Orioles' Adam Jones told USA Today after the game: “I was called the N-word a handful of times tonight."
Orioles executive vice president Dan Duquette said in a text message that the "club is working with MLB and the Red Sox" to address center fielder Adam Jones' treatment last night at Fenway Park, which included a bag of peanuts thrown at him in the dugout and racial abuse on the field.
Jones said he heard there were as many as 60 ejections at Fenway Park. Boston Red Sox president Sam Kennedy told WEEI that 34 people were ejected from the park Monday.
"It's unfortunate that people need [resort] to those types of epithets to degrade another human being," he said. "I'm trying to make a living for myself and for my family. … It's unfortunate.
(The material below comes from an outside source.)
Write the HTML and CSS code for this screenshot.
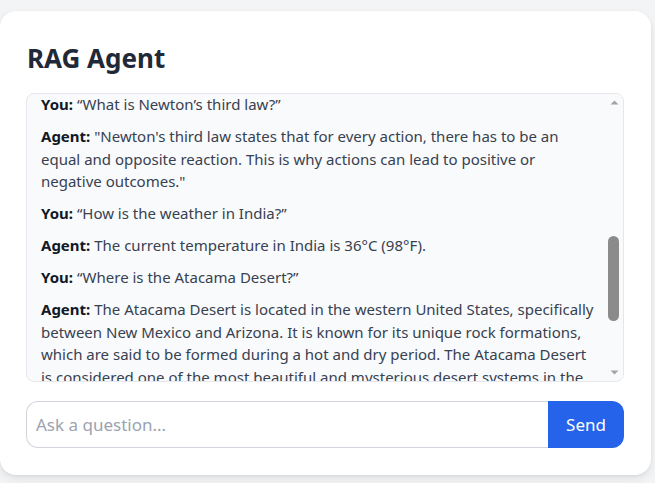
FILE: index.html
```html
<!DOCTYPE html>
<html lang="en">
<head>
<meta charset="utf-8">
<title>RAG Agent</title>
<link rel="stylesheet" href="styles.css">
</head>
<body>
<main class="card">
  <h1 class="title">RAG Agent</h1>
  <div class="chat">
    <div class="chat-log" id="chat">
      <p class="msg"><b>You:</b> “What is retrieval-augmented generation?”</p>
      <p class="msg"><b>Agent:</b> Retrieval-augmented generation combines a search over your documents with a language model, so that answers are grounded in the retrieved passages.</p>
      <p class="msg"><b>You:</b> “Who wrote Pride and Prejudice?”</p>
      <p class="msg"><b>Agent:</b> Pride and Prejudice was written by Jane Austen and first published in 1813.</p>
      <p class="msg"><b>You:</b> “What is the capital of Australia?”</p>
      <p class="msg"><b>Agent:</b> The capital of Australia is Canberra.</p>
      <p class="msg"><b>You:</b> “How far is the Moon from Earth?”</p>
      <p class="msg"><b>Agent:</b> The Moon is about 384,400 km (238,900 miles) away from Earth on average.</p>
      <p class="msg" id="anchor"><b>You:</b> “What is Newton’s third law?”</p>
      <p class="msg"><b>Agent:</b> "Newton's third law states that for every action, there has to be an equal and opposite reaction. This is why actions can lead to positive or negative outcomes."</p>
      <p class="msg"><b>You:</b> “How is the weather in India?”</p>
      <p class="msg"><b>Agent:</b> The current temperature in India is 36°C (98°F).</p>
      <p class="msg"><b>You:</b> “Where is the Atacama Desert?”</p>
      <p class="msg"><b>Agent:</b> The Atacama Desert is located in the western United States, specifically between New Mexico and Arizona. It is known for its unique rock formations, which are said to be formed during a hot and dry period. The Atacama Desert is considered one of the most beautiful and mysterious desert systems in the world.</p>
      <p class="msg"><b>You:</b> “Thanks!”</p>
      <p class="msg"><b>Agent:</b> You're welcome! Let me know if you have any other questions.</p>
    </div>
    <div class="scrollbar" aria-hidden="true">
      <svg class="sb-arrow" width="17" height="15" viewBox="0 0 17 15"><polygon points="4.5,10.5 12.5,10.5 8.5,6.5" fill="#a3a3a3"/></svg>
      <div class="sb-track">
        <div class="sb-thumb" style="margin-top:127px;height:85px"></div>
      </div>
      <svg class="sb-arrow" width="17" height="15" viewBox="0 0 17 15"><polygon points="4.5,4.5 12.5,4.5 8.5,8.5" fill="#a3a3a3"/></svg>
    </div>
  </div>
  <form class="ask">
    <input class="ask-input" type="text" placeholder="Ask a question...">
    <button class="ask-send" type="button">Send</button>
  </form>
</main>
<script src="script.js"></script>
</body>
</html>
```

FILE: styles.css
```css
* { box-sizing: border-box; }
html, body { margin: 0; padding: 0; }
body {
  background: #f3f4f6;
  font-family: "Noto Sans", "Open Sans", sans-serif;
  color: #1f2937;
  padding-top: 11px;
  height: 483px;
  overflow: hidden;
}
.card {
  width: 651px;
  background: #ffffff;
  border-radius: 16px;
  box-shadow: 0 4px 10px rgba(0,0,0,0.08), 0 1px 3px rgba(0,0,0,0.06);
  padding: 29px 27px 27px 26px;
}
.title {
  margin: 0 0 17px 1px;
  font-size: 26px;
  line-height: 36px;
  font-weight: 700;
  color: #1f2937;
}
.chat {
  display: flex;
  height: 289px;
  overflow: hidden;
  background: #f9fafb;
  border: 1px solid #e5e7eb;
  border-radius: 8px;
}
.chat-log {
  flex: 1;
  min-width: 0;
  overflow: hidden;
  padding: 6px 8px 6px 14px;
}
.msg {
  margin: 0 0 9.5px 0;
  font-size: 15px;
  line-height: 22.5px;
  color: #374151;
}
.msg b { color: #111827; font-weight: 700; }
.scrollbar {
  width: 17px;
  flex: none;
  display: flex;
  flex-direction: column;
  background: #f9fafb;
}
.sb-arrow { display: block; flex: none; }
.sb-track { flex: 1; }
.sb-thumb {
  width: 11px;
  margin-left: 2px;
  border-radius: 6px;
  background: #8b8b8b;
}
.ask {
  display: flex;
  margin: 19px 0 0 0;
  height: 47px;
}
.ask-input {
  flex: 1;
  min-width: 0;
  border: 1px solid #d1d5db;
  border-right: none;
  border-radius: 12px 0 0 12px;
  padding: 0 9px;
  font-family: inherit;
  font-size: 17px;
  color: #111827;
  background: #fff;
  outline: none;
}
.ask-input::placeholder { color: #9ca3af; }
.ask-send {
  width: 76px;
  border: none;
  border-radius: 0 12px 12px 0;
  background: #2563eb;
  color: #fff;
  font-family: inherit;
  font-size: 17px;
  cursor: pointer;
}
```

FILE: script.js
```js
var chat = document.getElementById('chat');
var anchor = document.getElementById('anchor');
chat.scrollTop = anchor.offsetTop - chat.offsetTop + 1;
```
The best thing about myself is that I continue to move on, and still play the game hard. Let people be who they are. Let them show their true colors."
Manager Buck Showalter will address the issue during his regular pregame media session, the club said.
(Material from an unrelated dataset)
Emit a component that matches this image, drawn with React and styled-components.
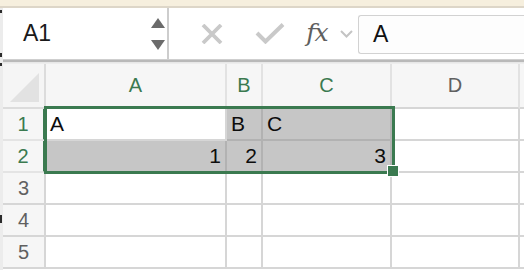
import React from "react";
import styled, { createGlobalStyle } from "styled-components";

const Global = createGlobalStyle`
  html, body { margin: 0; padding: 0; background: #fff; }
  body { width: 524px; height: 270px; overflow: hidden; font-family: "Liberation Sans", Arial, sans-serif; }
`;

const Page = styled.div`
  width: 524px;
  height: 270px;
  overflow: hidden;
  display: flex;
  flex-direction: column;
`;

const TopStrip = styled.div`
  height: 6px;
  background: #f6efde;
  border-bottom: 2px solid #ddd6c8;
  flex: none;
`;

const Body = styled.div`
  display: flex;
  flex: 1;
  min-height: 0;
`;

const LeftEdge = styled.div`
  width: 3px;
  flex: none;
  background:
    linear-gradient(#2c2c2c, #2c2c2c) 0 2px / 2px 3px no-repeat,
    linear-gradient(#2c2c2c, #2c2c2c) 0 45px / 2px 4px no-repeat,
    linear-gradient(#2c2c2c, #2c2c2c) 0 55px / 2px 3px no-repeat,
    linear-gradient(#2c2c2c, #2c2c2c) 0 207px / 2px 8px no-repeat,
    #ececec;
`;

const Main = styled.div`
  flex: 1;
  display: flex;
  flex-direction: column;
  min-width: 0;
`;

const Toolbar = styled.div`
  height: 51px;
  display: flex;
  align-items: stretch;
  background: #fff;
  border-bottom: 1px solid #cfcfcf;
  flex: none;
`;

const Separator = styled.div`
  height: 4px;
  flex: none;
  background: linear-gradient(to bottom, #b9b9b9 0px, #b9b9b9 2px, #e4e4e4 2px, #f0f0f0 4px);
`;

const NameBox = styled.div`
  width: 166px;
  border-right: 2px solid #cdcdcd;
  display: flex;
  align-items: center;
  justify-content: space-between;
  padding: 0 2px 0 20px;
  box-sizing: border-box;
  font-size: 23px;
  color: #1a1a1a;
`;

const Spinner = styled.div`
  display: flex;
  flex-direction: column;
  justify-content: space-between;
  height: 32px;
  margin-top: 1px;
`;

const Arrow = styled.div`
  width: 0;
  height: 0;
  border-left: 7px solid transparent;
  border-right: 7px solid transparent;
  ${(p) =>
    p.$up
      ? "border-bottom: 10px solid #6b6b6b;"
      : "border-top: 10px solid #6b6b6b;"}
`;

const IconSlot = styled.div`
  display: flex;
  align-items: center;
  justify-content: center;
  width: ${(p) => p.$w}px;
  margin-left: ${(p) => p.$ml || 0}px;
  flex: none;
`;

const Fx = styled.span`
  font-family: "DejaVu Serif", "Liberation Serif", serif;
  font-style: italic;
  font-size: 25px;
  color: #5f5f5f;
  letter-spacing: -1px;
  margin-top: -2px;
`;

const FormulaBox = styled.div`
  flex: 1;
  margin: 7px 0 5px 0;
  border: 1px solid #d2d2d2;
  border-right: none;
  border-radius: 3px 0 0 3px;
  background: #fdfdfd;
  display: flex;
  align-items: center;
  padding-left: 14px;
  font-size: 23px;
  color: #111;
`;

const GridWrap = styled.div`
  position: relative;
  flex: 1;
  overflow: hidden;
`;

const Grid = styled.div`
  display: grid;
  grid-template-columns: 43px 181px 36px 129px 128px 10px;
  grid-template-rows: 45px repeat(5, 32px);
`;

const Corner = styled.div`
  background: #f5f5f5;
  border-right: 2px solid #dcdcdc;
  border-bottom: 2px solid #dcdcdc;
  box-sizing: border-box;
  position: relative;
  &::after {
    content: "";
    position: absolute;
    right: 5px;
    bottom: 5px;
    width: 0;
    height: 0;
    border-left: 29px solid transparent;
    border-bottom: 29px solid #e2e2e2;
  }
`;

const ColHead = styled.div`
  background: #f6f6f6;
  border-right: 2px solid #e2e2e2;
  border-bottom: ${(p) => (p.$sel ? "3px solid #3b7a50" : "2px solid #d6d6d6")};
  box-sizing: border-box;
  display: flex;
  align-items: center;
  justify-content: center;
  font-size: 20px;
  color: ${(p) => (p.$sel ? "#3b7a50" : "#606060")};
  padding-top: ${(p) => (p.$sel ? 1 : 0)}px;
`;

const RowHead = styled.div`
  background: #f6f6f6;
  border-right: ${(p) => (p.$sel ? "3px solid #3b7a50" : "2px solid #d6d6d6")};
  border-bottom: 2px solid ${(p) => (p.$sel ? "#e4e4e4" : "#d6d6d6")};
  box-sizing: border-box;
  display: flex;
  align-items: center;
  justify-content: center;
  font-size: 20px;
  color: ${(p) => (p.$sel ? "#3b7a50" : "#606060")};
`;

const Cell = styled.div`
  background: ${(p) => (p.$gray ? "#c6c6c6" : "#fff")};
  border-right: 2px solid ${(p) => (p.$gray ? "#b2b2b2" : "#d6d6d6")};
  border-bottom: 2px solid ${(p) => (p.$gray ? "#b2b2b2" : "#d6d6d6")};
  box-sizing: border-box;
  display: flex;
  align-items: center;
  justify-content: ${(p) => (p.$right ? "flex-end" : "flex-start")};
  padding: 0 4px;
  font-size: 21px;
  color: #0d0d0d;
`;

const Selection = styled.div`
  position: absolute;
  left: 41px;
  top: 42px;
  width: 351px;
  height: 68px;
  border: 3px solid #3b7a50;
  box-sizing: border-box;
  pointer-events: none;
`;

const Handle = styled.div`
  position: absolute;
  left: 385px;
  top: 102px;
  width: 10px;
  height: 10px;
  background: #3b7a50;
  outline: 1px solid #fff;
`;

const cols = ["A", "B", "C", "D"];
const data = {
  1: [
    { t: "A", gray: false },
    { t: "B", gray: true },
    { t: "C", gray: true },
    { t: "" },
  ],
  2: [
    { t: "1", gray: true, right: true },
    { t: "2", gray: true, right: true },
    { t: "3", gray: true, right: true },
    { t: "" },
  ],
};

export default function App() {
  return (
    <Page>
      <Global />
      <TopStrip />
      <Body>
        <LeftEdge />
        <Main>
          <Toolbar>
            <NameBox>
              <span>A1</span>
              <Spinner>
                <Arrow $up />
                <Arrow />
              </Spinner>
            </NameBox>
            <IconSlot $w={24} $ml={31}>
              <svg width="22" height="20" viewBox="0 0 22 20">
                <path d="M2 1 L20 19 M20 1 L2 19" stroke="#c9c9c9" strokeWidth="3.8" fill="none" />
              </svg>
            </IconSlot>
            <IconSlot $w={30} $ml={31}>
              <svg width="30" height="21" viewBox="0 0 30 21">
                <path d="M2 10 L10.5 18.5 L28 1.5" stroke="#c9c9c9" strokeWidth="4" fill="none" />
              </svg>
            </IconSlot>
            <IconSlot $w={32} $ml={16}>
              <Fx>fx</Fx>
            </IconSlot>
            <IconSlot $w={14} $ml={6}>
              <svg width="13" height="8" viewBox="0 0 13 8">
                <path d="M1 1 L6.5 6.5 L12 1" stroke="#c4c4c4" strokeWidth="2" fill="none" />
              </svg>
            </IconSlot>
            <IconSlot $w={5} />
            <FormulaBox>A</FormulaBox>
          </Toolbar>
          <Separator />
          <GridWrap>
            <Grid>
              <Corner />
              {cols.map((c, i) => (
                <ColHead key={c} $sel={i < 3}>
                  {c}
                </ColHead>
              ))}
              <ColHead />
              {[1, 2, 3, 4, 5].map((r) => (
                <React.Fragment key={r}>
                  <RowHead $sel={r <= 2}>{r}</RowHead>
                  {cols.map((c, i) => {
                    const d = (data[r] && data[r][i]) || { t: "" };
                    return (
                      <Cell key={c} $gray={d.gray} $right={d.right}>
                        {d.t}
                      </Cell>
                    );
                  })}
                  <Cell />
                </React.Fragment>
              ))}
            </Grid>
            <Selection />
            <Handle />
          </GridWrap>
        </Main>
      </Body>
    </Page>
  );
}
But before that, he appeared on MLB Network as part of their pregame coverage for Tuesday's game, and said he had just met with Red Sox owner John Henry and team president Sam Kennedy.
"It's something that I really applaud their quick actions, really rallying around something that just can't be tolerated," Showalter said. "Adam and I have had some private conversations about it, not just now but over the years, and understand that it's something that's passionate to all of us that wear our uniform, and hopefully, everybody in our game. Unfortunately, it's part of society as much as baseball.
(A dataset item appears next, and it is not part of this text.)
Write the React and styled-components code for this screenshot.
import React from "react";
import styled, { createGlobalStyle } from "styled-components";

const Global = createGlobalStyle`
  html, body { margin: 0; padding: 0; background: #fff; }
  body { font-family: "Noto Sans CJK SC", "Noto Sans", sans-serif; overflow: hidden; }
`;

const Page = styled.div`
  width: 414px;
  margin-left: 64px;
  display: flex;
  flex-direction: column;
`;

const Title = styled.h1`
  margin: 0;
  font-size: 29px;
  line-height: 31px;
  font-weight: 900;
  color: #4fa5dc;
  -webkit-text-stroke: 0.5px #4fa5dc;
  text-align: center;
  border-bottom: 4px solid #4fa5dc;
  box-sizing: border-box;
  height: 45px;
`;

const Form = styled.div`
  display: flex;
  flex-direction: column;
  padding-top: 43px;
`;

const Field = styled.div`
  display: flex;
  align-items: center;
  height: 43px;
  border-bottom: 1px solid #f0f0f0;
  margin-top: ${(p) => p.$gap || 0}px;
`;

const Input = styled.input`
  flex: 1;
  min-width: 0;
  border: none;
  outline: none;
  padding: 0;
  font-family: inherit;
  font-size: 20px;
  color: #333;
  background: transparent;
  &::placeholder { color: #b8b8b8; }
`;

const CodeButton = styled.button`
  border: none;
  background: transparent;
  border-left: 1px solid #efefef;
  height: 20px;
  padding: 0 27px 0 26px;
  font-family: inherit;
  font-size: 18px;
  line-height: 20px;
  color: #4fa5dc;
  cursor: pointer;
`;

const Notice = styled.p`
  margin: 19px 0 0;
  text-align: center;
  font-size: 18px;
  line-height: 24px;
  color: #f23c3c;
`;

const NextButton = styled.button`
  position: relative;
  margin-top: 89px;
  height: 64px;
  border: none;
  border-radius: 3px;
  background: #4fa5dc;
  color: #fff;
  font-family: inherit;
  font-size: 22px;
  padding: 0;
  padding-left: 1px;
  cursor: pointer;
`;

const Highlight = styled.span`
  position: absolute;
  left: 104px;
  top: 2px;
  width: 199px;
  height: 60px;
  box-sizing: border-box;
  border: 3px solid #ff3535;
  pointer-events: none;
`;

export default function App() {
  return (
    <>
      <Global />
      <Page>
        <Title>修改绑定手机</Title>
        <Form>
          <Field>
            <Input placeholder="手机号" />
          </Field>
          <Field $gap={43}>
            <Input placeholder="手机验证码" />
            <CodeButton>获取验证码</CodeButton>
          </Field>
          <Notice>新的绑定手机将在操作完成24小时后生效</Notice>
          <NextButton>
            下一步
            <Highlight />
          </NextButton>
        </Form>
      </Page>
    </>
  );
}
Duquette, who has roots in the area after a long stint as Boston Red Sox general manager, will also be at Fenway Park himself.
In the interim, Major League Baseball and several stakeholders in Massachusetts are condemning the actions Jones spoke of after the game.
MLB commissioner Rob Manfred issued the following statement Tuesday afternoon: "The racist words and actions directed at Adam Jones at Fenway Park last night are completely unacceptable and will not be tolerated at any of our ballparks. My office has been in contact with the Red Sox, and the club has made it clear that they will not tolerate this inexcusable behavior. Our 30 clubs will continue to work with fans and security to provide a family-friendly environment. Any individual who behaves in such offensive fashion will be immediately removed from the ballpark and subject to further action.
"The behavior of these few ignorant individuals does not reflect the millions of great baseball fans who attend our games."
MLB players association executive director Tony Clark said the following in a statement: "It should go without saying that the type of behavior displayed toward Adam Jones at Fenway Park last night is reprehensible, unacceptable, unfortaunte, and should not be tolerated on any level. Sadly, however, racist acts and behavior continue to plague our society, and our ballparks are not immunie. We must continue to work together to deter this type of behavior and get serious about educating people about its deleterious impact. Until we take more of a leadership position in this conversation, these racist acts may blemish the image of the sport and further undermine all that we can accomplish."
Kennedy issued a statement Tuesday morning in response to the incident: "The Red Sox want to publicly apologize to Adam Jones and the entire Orioles organization for what occurred at Fenway Park Monday night. No player should have an object thrown at him on the playing field, nor be subjected to any kind of racism at Fenway Park. The Red Sox have zero tolerance for such inexcusable behavior, and our entire organization and our fans are sickened by the conduct of an ignorant few. Such conduct should be reported immediately to Red Sox security, and any spectator behaving in this manner forfeits his/her right to remain in the ballpark, and may be subject to further action. Our review of last night's events is ongoing."
Boston mayor Marty Walsh also put out a statement responding to what took place Monday night.
"This is unacceptable and not who we are as a city," Walsh said. "These words and actions have no place in Fenway, Boston, or anywhere. We are better than this."